Perciò io direi la formazione culturale, la formazione socio-religiosa, teologica, ecc. io la metterei in un secondo momento, perché io posso avere della gente che mi sa dire di conoscere tutti i dogmi di fondo, ma se manca di questa carica interiore manca il fondamento catechistico del vero catechista.
Il catechista è una presa di coscienza di un qualcosa che sente, quando uno prende coscienza di quello che è non può stare a meno: parlerà in dialetto, dirà quattro cose, se non altro quello che lui ha scoperto e lo comunica, ma quella è autentica catechesi, anche perché la catechesi oggi mi sembra ( anche il documento base lo dice, è evidente ), la catechesi è vita.
E non può esserci una catechesi che non si esprima in una vitalità, liturgica, ad esempio.
La vera catechesi la si vede in un incontro eucaristico, in una assemblea animata ed è il culmine della catechesi.
Forse sono idee un po' strane, ma io vedo così, che i ragazzi giovani e gli uomini, non è soltanto per i catechismi dei fanciulli.
Abbiamo visto, in questi giorni stiamo facendo un corso per fidanzati ma sono usciti fuori così, coppie di sposi, con che entusiasmo, con che calore riescono a trasfondere qualcosa che sentono.
Quindi la catechesi ha degli aspetti, problemi anche sull'aspetto caritativo.
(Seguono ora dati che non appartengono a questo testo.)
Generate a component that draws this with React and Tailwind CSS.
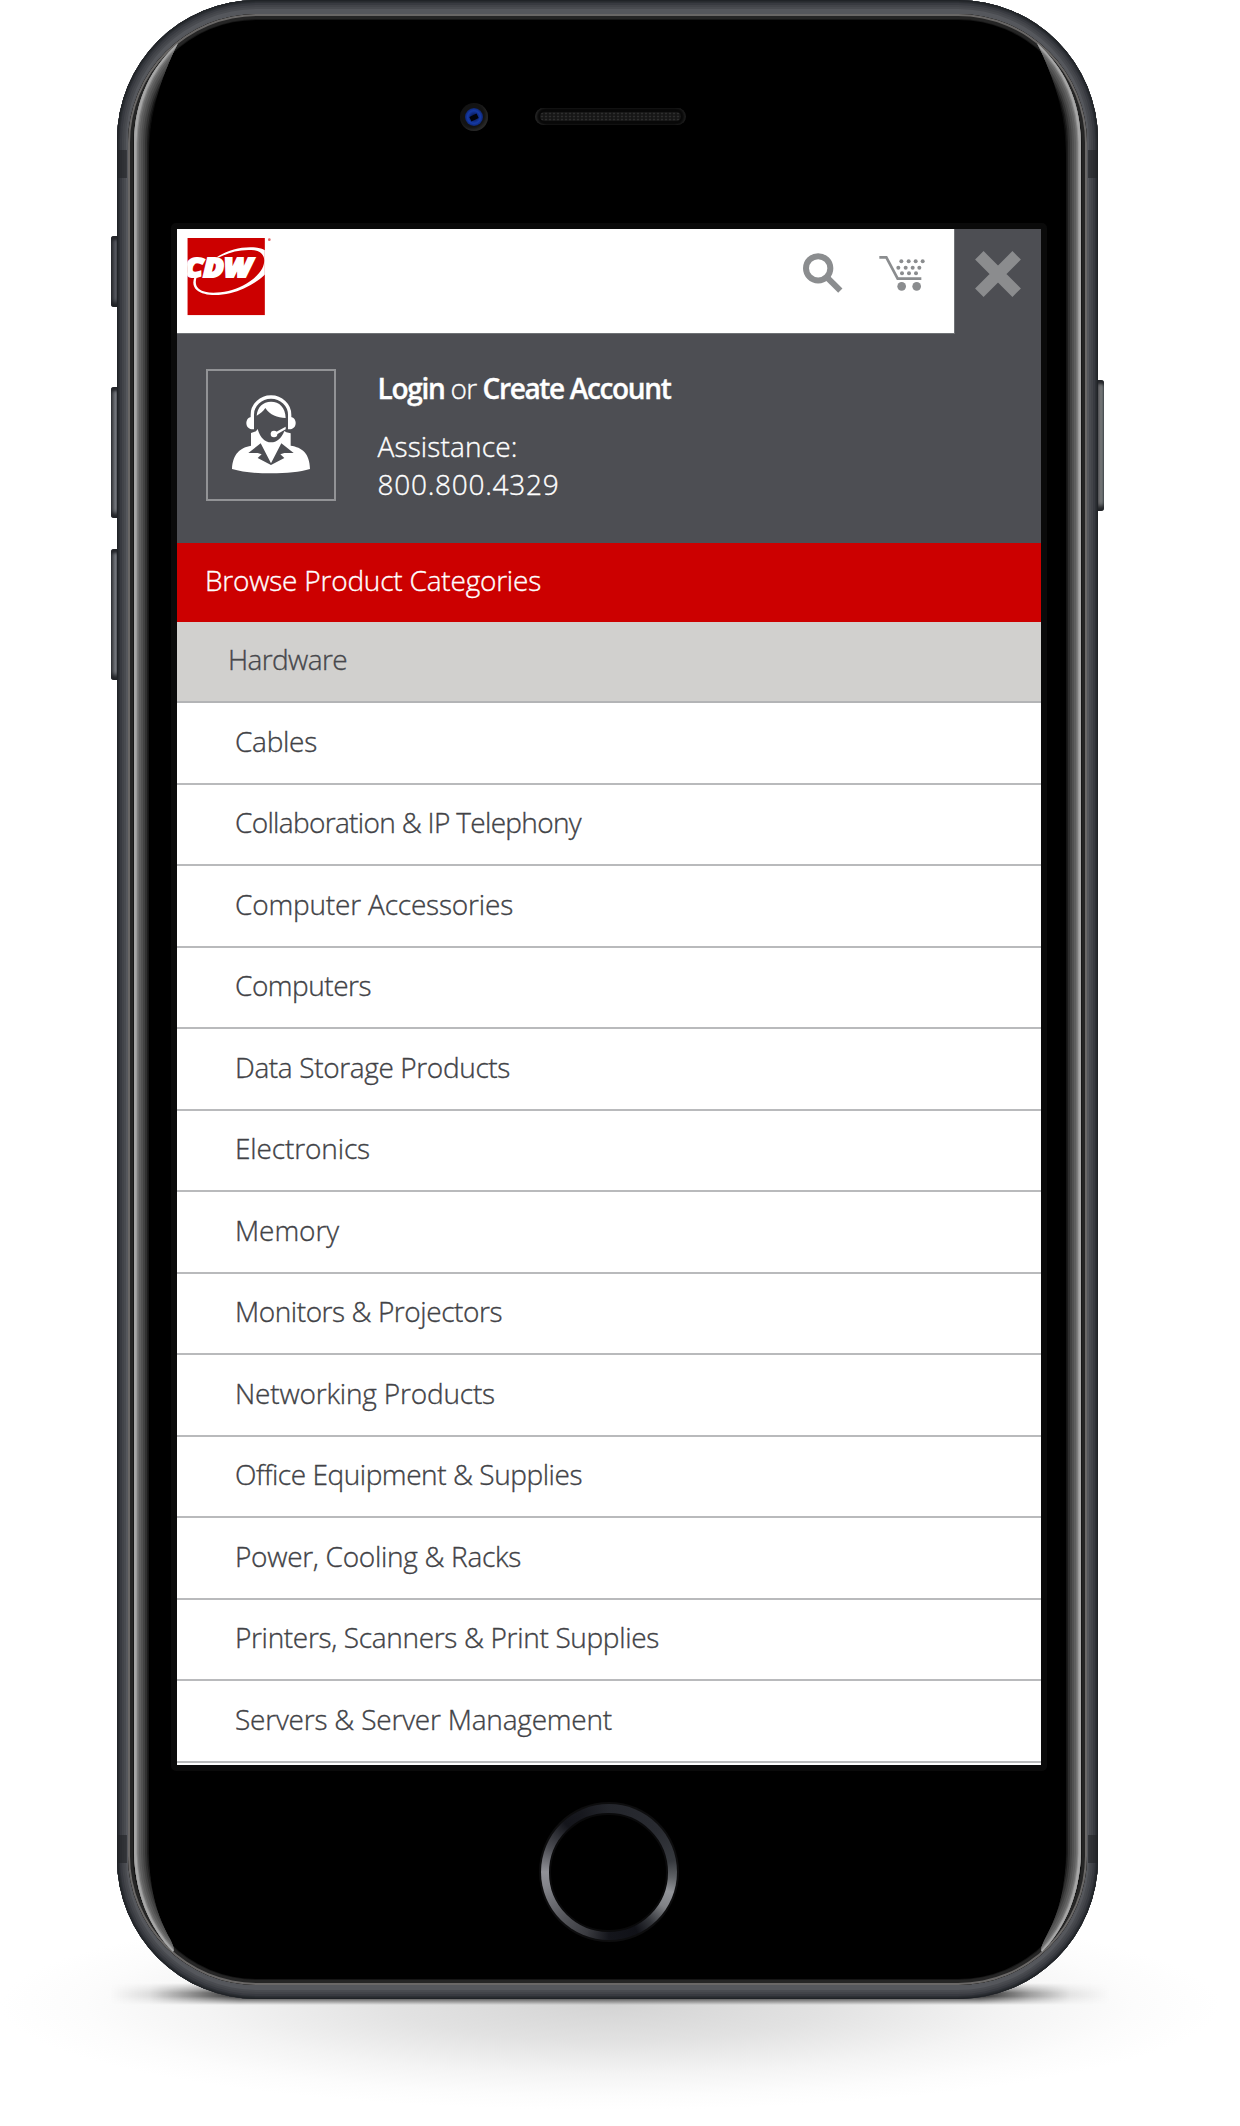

Io ho visto degli uomini sposati che si sono presi la briga di andare in certi gruppi di cascinali a far sentire che se sei cristiano devi sentire prima di un altro, questa è catechesi.
Cioè la catechesi, per me, parte soprattutto da una presa di coscienza interiore, cioè quando il cristiano riesce a capire che veramente lui ha avuto questo, poi la comunità, è logico, allora cercherà di fare un secondo gradino, che sarebbe quello di poi dare una catechesi specializzata e allora ecco le scuole, l'istruzione.
Ma il punto di partenza è vocazionale, almeno io penso… perché il resto che han detto sono tutte cose buone, per non ripetersi, io almeno vedevo questo punto fondamentale.
Quindi è anche un ripensare, suggerire ad esempio anche che le comunità parrocchiali, ad un certo momento, si facciano un po' delle revisioni di vita in questo senso, perché prendano tutti la coscienza che se non evangelizzano, guai a me se non evangelizzano: me ne importa avere una chiesa piena di gente ma se non sente questo problema, sono dei cristiani ancora vuoti.
Non si improvvisano queste cose.
È tutta una pastorale che deve tendere a suscitare questi problemi.
E allora vengono fuori i catechisti per tutti gli aspetti.
Ci sono di quelli che avranno una inclinazione per esempio per la catechesi agli ammalati, e da noi forse questa è molto trascurata, ma ci sono delle persone che hanno proprio questo compito, di trasmettere, almeno io ne ho tre o quattro che fanno solo questo: vanno alla ricerca proprio di questi ammalati e li avvicinano proprio con la carica umana …
In fondo la catechesi ha poi delle specializzazioni, è evidente, e queste specializzazioni vengono fuori anche dai doni, dai carismi, dai talenti che uno ha.
L'importante è che la comunità sappia vedere, ascoltare, tenere testa a questi problemi e poi ci vuole organizzazione perché non è una definitiva soluzione dei problemi, ma è uno degli strumenti efficaci per far sì che anche la catechesi.
Quindi un tipo organizzativo ci vuole: non è quella la sostanza, però è uno dei mezzi attuali ancona efficaci.
Ma sono temi che dovrebbero essere un po' sviluppati, comunque la relazione di Conti è valida.